Only the number is wanted: how many lines hold the word "styles"?
[START SUPPLIED DATA]
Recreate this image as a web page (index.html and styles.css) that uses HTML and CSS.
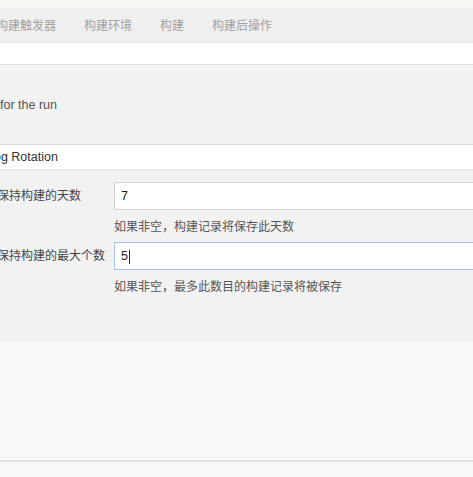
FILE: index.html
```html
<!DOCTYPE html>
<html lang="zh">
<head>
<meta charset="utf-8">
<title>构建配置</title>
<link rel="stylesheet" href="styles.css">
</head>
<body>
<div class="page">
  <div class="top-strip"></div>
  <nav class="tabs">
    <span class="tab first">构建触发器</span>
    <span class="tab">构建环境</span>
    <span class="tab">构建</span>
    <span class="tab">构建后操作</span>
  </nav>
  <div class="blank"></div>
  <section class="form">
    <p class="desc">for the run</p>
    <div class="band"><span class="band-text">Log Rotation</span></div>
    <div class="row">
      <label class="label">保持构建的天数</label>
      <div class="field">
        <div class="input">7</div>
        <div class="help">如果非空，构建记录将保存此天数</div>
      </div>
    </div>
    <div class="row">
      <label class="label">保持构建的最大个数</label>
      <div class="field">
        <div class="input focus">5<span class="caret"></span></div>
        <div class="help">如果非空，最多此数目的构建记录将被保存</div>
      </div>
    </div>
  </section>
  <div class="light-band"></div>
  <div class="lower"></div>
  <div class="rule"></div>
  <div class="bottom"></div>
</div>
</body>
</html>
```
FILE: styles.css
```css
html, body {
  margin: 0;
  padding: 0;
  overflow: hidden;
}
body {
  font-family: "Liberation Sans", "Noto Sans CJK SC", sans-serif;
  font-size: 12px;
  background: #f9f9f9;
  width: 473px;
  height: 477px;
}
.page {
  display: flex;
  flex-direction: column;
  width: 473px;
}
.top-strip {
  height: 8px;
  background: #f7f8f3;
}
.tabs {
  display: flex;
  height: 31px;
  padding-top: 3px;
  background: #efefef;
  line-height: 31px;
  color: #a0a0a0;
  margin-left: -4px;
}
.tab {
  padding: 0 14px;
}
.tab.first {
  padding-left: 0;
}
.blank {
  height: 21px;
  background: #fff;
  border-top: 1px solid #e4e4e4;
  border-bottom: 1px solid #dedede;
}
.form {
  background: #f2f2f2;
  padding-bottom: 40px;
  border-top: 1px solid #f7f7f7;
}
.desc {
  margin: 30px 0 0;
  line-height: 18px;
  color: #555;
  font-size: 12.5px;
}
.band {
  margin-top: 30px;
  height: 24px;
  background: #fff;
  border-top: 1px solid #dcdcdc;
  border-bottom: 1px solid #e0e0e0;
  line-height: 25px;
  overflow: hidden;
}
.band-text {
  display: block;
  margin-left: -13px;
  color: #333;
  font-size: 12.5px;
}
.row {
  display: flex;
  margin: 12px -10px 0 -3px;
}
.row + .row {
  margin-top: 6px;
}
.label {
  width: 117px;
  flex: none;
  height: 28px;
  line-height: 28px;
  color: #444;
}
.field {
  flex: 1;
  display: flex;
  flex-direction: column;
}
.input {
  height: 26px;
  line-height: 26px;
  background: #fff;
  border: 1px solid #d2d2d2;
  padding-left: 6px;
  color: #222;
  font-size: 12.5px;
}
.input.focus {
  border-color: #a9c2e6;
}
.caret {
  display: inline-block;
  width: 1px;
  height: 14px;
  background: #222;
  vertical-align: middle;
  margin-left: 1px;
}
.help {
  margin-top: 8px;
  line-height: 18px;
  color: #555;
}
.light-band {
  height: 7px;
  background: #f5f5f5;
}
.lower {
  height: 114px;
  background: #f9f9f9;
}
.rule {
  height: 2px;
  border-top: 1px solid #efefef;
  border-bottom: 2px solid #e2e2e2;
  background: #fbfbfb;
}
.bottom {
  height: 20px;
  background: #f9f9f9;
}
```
[END SUPPLIED DATA]
- EXERCISE ANSWER:
3